Lesson 8: Multiword searches

In the Early Modern English period, there were two different ways of marking the perfect tense. In the present day, the auxiliary have is used to form the present perfect, as in It has come to my attention. However, as late as the eighteenth century, the perfect tenses could be marked with the auxiliary to be. These two markings were more or less in complementary distribution, i.e. they were used with different types of verbs. According to the OED , to be was the preferred way of forming the perfect verbs of motion, while to have was used in most other cases. Shakespeare normally uses the auxiliary to be with creep, enter, flee, go, meet, retire, ride, and run.

Searching the corpus

If searching for one specific form such as is arrived, we may use the Phrase query type as described in our first lesson .

However, in this case we want to find all the possible variants, am come, are come the query can be written in CQL (Corpus Query Language) using a number of regular expressions. Furthermore, the CQL query mode in the KonText interface is case sensitive, and therefore both variants should be included in the query in order for us to obtain as many relevant hits as possible.

For example, searching for the two forms of the verb am and are simultaneously requires use of the vertical bar |, which is a regular expression functioning as “or”, i.e. it returns either am or are. Such a query is written as [word=“am”]|[word=“are”]

By adding the past participle form of a selected verb to the query, for example arrived, we get [word=“am”]|[word=“are”][word=“arrived”] However, this only returns the node forms am and are arrived. This is remedied with the help of the round brackets (), which enable us to create a hierarchy within the query, giving the text within the brackets a higher priority. Therefore, the am arrived, are arrived, and is arrived are all contained in the following query:

([word=“am”]|[word=“are”]|[word=“is”])[word=“arrived”]

If we want the search to include both variants, i.e. be and have, we can include all of the possible forms in the query. Furthermore, we want to include all the possible spelling variants (see Lesson Two). The final query could look like this:

([word=“am”]|[word=“are”]|[word=“[iy]s”]|[word=“has”]|[word=“ha[uv]e”])[word=“ar?ri[uv]ed”]

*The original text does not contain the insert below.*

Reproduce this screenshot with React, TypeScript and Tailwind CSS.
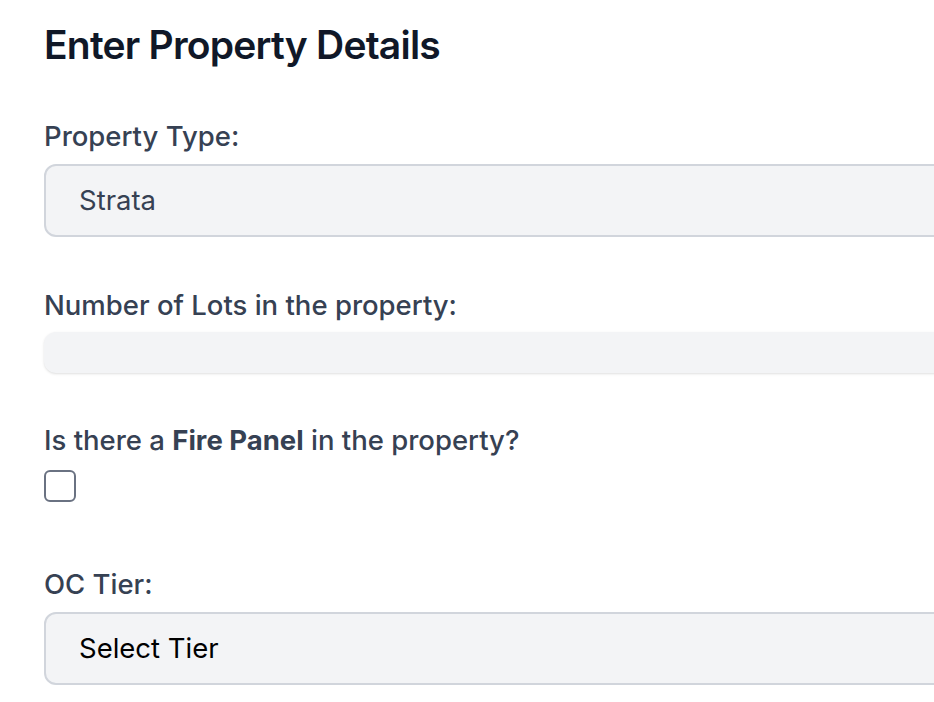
import React, { useState } from 'react';

const App: React.FC = () => {
  const [propertyType, setPropertyType] = useState<string>('Strata');
  const [lots, setLots] = useState<string>('');
  const [hasFirePanel, setHasFirePanel] = useState<boolean>(false);
  const [tier, setTier] = useState<string>('');

  return (
    <div className="min-h-screen w-screen overflow-hidden bg-white font-['Inter',sans-serif]">
      <div className="pl-[44px] pt-[21px] w-[1000px]">
        <h1 className="text-[39px] leading-[48px] font-semibold text-gray-900 tracking-[-0.02em]">
          Enter Property Details
        </h1>

        {/* Property type */}
        <label className="block mt-[51px] text-[27.5px] leading-[32px] font-medium text-gray-700">
          Property Type:
        </label>
        <select
          value={propertyType}
          onChange={(e) => setPropertyType(e.target.value)}
          className="mt-[12px] block w-full h-[73px] appearance-none rounded-xl border-2 border-gray-300 bg-gray-100 px-[33px] text-[27.5px] text-gray-700 outline-none"
        >
          <option>Strata</option>
          <option>Commercial</option>
          <option>Residential</option>
        </select>

        {/* Lots */}
        <label className="block mt-[52px] text-[27.5px] leading-[32px] font-medium text-gray-700">
          Number of Lots in the property:
        </label>
        <input
          type="number"
          value={lots}
          onChange={(e) => setLots(e.target.value)}
          className="mt-[11px] block w-full h-[41px] rounded-xl bg-gray-100 shadow-sm px-[33px] text-[27.5px] outline-none"
        />

        {/* Fire panel */}
        <label className="block mt-[51px] text-[27.5px] leading-[32px] font-medium text-gray-700">
          Is there a <span className="font-bold">Fire Panel</span> in the property?
        </label>
        <input
          type="checkbox"
          checked={hasFirePanel}
          onChange={(e) => setHasFirePanel(e.target.checked)}
          className="mt-[14px] block w-[32px] h-[32px] appearance-none rounded-md border-2 border-gray-500 bg-white"
        />

        {/* OC tier */}
        <label className="block mt-[66px] text-[27.5px] leading-[32px] font-medium text-gray-700">
          OC Tier:
        </label>
        <select
          value={tier}
          onChange={(e) => setTier(e.target.value)}
          className="mt-[12px] block w-full h-[73px] appearance-none rounded-xl border-2 border-gray-300 bg-gray-100 px-[33px] text-[27.5px] text-black outline-none"
        >
          <option value="">Select Tier</option>
          <option value="1">Tier 1</option>
          <option value="2">Tier 2</option>
          <option value="3">Tier 3</option>
        </select>
      </div>
    </div>
  );
};

export default App;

Frequency → Node forms provides a listing of all types found with the given query in order of frequency. Below are the results of the search viewed as node forms.

By selecting the positive filter, we can view the node forms individually, e.g. all the instances of have arrived. Alternately, we can conduct a separate search for all the variants with the auxiliary have and all those with the auxiliary be.

A number of things can be done at this stage, including a survey of the i.p.m. by period.

Frequency → Text Types on the menu bar shows us a list of frequencies by period and by decade. By default, the results are ordered by frequency. By clicking on the text doc.decade we can order the results chronologically.

Lesson Three gives an example of how such data could be converted into a graph.

Remember that the construction to be + past participle is also used as a means of expressing passive voice. This difficulty does not arise with arrive, we must keep this possibility in mind when searching for transitive verbs. In the case of a verb such as enter, where the phrase is entered can potentially have both the perfect and passive meanings, there is unfortunately not much we can do to eliminate the undesired variant. Another complication arises from the use of the participle as adjective, for example I am ashamed of…